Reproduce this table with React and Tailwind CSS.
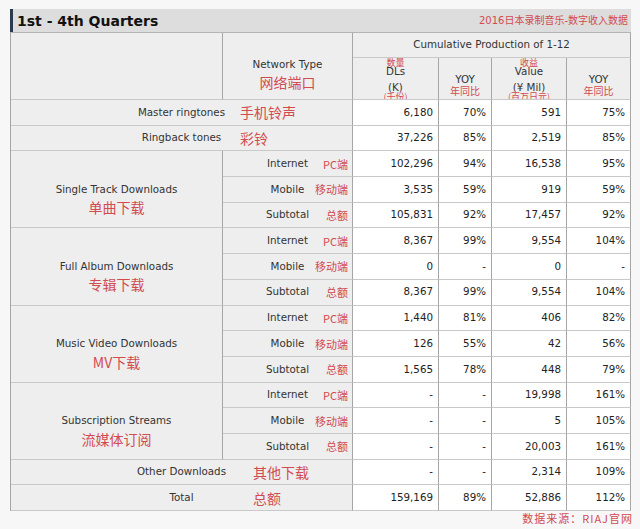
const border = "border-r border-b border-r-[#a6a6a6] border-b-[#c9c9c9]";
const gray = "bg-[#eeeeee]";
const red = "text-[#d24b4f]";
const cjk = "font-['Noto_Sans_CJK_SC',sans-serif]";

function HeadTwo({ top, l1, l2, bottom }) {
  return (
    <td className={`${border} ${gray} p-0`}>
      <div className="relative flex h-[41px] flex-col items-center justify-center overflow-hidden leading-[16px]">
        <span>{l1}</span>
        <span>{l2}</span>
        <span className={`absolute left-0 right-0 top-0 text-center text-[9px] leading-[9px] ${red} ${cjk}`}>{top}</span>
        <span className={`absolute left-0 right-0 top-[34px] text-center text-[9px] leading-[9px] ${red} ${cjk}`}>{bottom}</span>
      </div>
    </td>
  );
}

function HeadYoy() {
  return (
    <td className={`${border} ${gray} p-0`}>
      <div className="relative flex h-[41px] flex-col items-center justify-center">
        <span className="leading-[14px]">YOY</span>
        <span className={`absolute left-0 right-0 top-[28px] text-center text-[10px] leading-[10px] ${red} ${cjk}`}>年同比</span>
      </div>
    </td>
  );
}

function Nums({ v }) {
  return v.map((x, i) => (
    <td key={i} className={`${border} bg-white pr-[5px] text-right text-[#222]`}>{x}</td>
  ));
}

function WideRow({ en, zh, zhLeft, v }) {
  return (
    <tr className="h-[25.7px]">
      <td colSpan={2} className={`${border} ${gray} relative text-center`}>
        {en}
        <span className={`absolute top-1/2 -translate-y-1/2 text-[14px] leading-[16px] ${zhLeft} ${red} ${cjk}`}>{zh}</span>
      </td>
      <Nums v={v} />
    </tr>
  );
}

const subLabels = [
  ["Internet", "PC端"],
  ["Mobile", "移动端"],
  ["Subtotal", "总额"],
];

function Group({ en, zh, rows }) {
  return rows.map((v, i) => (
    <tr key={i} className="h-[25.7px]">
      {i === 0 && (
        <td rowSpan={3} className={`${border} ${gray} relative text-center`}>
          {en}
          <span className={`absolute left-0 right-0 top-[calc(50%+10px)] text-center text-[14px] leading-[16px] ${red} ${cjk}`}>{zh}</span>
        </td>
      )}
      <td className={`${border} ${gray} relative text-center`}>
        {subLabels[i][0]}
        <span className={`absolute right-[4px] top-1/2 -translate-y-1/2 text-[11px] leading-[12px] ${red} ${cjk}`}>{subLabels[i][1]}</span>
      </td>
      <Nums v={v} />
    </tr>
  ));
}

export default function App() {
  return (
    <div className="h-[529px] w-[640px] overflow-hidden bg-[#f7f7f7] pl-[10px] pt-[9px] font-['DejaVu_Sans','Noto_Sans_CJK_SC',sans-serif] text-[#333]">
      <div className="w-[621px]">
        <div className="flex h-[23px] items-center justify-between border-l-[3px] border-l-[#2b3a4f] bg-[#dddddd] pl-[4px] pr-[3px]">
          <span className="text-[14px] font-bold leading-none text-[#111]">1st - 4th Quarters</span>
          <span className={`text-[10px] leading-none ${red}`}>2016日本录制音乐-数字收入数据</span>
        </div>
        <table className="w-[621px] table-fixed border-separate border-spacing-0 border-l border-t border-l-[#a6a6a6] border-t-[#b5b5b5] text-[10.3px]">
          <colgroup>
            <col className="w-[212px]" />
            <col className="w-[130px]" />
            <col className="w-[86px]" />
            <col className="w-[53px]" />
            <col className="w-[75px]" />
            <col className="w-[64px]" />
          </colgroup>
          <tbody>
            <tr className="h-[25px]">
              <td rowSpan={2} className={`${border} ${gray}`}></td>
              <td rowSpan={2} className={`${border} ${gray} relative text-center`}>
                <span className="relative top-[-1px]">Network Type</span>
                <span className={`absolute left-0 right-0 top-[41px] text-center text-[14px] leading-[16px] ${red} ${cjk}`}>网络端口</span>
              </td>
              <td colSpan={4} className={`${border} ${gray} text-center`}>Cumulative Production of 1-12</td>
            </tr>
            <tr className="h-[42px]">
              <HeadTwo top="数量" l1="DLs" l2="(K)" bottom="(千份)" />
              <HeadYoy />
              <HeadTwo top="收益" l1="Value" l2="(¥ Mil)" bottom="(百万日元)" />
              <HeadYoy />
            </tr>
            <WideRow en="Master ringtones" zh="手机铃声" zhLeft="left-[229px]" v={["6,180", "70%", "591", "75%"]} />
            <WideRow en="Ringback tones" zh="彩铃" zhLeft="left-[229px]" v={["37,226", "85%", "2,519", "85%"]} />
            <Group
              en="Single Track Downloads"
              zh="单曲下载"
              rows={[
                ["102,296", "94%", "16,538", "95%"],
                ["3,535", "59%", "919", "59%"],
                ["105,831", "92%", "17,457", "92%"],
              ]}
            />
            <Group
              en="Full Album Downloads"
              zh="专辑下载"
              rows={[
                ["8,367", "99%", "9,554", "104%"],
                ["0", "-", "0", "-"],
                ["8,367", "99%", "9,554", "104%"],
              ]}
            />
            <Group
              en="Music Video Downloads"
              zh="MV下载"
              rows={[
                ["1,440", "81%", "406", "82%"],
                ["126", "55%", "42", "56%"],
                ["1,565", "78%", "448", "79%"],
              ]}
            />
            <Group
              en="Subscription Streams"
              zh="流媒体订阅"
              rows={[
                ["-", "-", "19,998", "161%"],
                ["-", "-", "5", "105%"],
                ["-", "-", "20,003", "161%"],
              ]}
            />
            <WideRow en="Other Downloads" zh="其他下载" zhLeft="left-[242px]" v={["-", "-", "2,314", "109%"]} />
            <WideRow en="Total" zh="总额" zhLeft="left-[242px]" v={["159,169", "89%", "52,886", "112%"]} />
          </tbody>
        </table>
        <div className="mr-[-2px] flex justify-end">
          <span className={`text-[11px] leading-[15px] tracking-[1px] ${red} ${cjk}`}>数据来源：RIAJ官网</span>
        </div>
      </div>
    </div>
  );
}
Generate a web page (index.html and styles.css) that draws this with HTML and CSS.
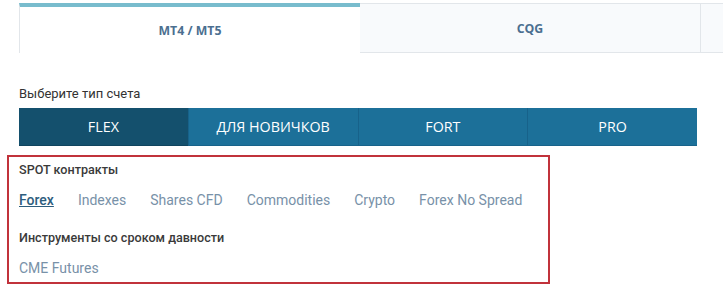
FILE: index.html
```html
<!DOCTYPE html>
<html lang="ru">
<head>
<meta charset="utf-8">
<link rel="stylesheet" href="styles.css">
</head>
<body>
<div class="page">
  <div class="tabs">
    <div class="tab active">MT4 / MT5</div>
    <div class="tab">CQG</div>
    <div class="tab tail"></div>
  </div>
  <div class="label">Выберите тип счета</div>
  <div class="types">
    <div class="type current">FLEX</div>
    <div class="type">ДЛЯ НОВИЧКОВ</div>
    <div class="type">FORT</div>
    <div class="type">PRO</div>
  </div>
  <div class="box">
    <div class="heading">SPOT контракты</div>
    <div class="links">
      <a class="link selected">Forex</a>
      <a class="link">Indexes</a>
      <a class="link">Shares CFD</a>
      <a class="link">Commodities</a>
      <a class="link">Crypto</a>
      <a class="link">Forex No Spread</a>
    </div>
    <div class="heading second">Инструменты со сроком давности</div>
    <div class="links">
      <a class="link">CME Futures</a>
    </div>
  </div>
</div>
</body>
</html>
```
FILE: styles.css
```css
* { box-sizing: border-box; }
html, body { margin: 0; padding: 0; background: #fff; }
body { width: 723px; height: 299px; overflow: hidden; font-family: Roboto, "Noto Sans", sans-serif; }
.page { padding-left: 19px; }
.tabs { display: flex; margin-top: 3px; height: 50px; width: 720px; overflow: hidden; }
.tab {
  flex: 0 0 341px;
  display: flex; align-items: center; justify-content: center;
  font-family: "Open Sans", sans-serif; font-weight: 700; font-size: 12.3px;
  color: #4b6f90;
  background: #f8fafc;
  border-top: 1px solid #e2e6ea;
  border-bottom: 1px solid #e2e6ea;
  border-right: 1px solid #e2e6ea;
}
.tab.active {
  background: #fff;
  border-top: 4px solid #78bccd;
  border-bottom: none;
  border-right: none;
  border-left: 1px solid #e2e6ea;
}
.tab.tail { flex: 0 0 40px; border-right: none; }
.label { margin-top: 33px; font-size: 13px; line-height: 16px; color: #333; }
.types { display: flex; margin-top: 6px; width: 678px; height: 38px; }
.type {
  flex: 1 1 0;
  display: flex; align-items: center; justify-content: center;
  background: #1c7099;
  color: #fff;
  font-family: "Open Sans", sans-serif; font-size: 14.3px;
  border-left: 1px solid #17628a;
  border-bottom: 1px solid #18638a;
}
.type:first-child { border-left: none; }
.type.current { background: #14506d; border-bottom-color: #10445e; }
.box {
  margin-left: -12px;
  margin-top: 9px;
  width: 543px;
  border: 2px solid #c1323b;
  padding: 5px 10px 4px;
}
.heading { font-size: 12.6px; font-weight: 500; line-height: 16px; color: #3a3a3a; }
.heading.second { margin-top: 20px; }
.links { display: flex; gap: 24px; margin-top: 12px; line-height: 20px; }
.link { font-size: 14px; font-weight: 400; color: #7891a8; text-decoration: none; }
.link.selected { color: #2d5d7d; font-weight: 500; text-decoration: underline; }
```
++++++
▶ [Description of the task]: Pull out every line above that holds the word "with".

▶ [Response to the exercise]:
Reproduce this table with React and Tailwind CSS.
Generate a web page (index.html and styles.css) that draws this with HTML and CSS.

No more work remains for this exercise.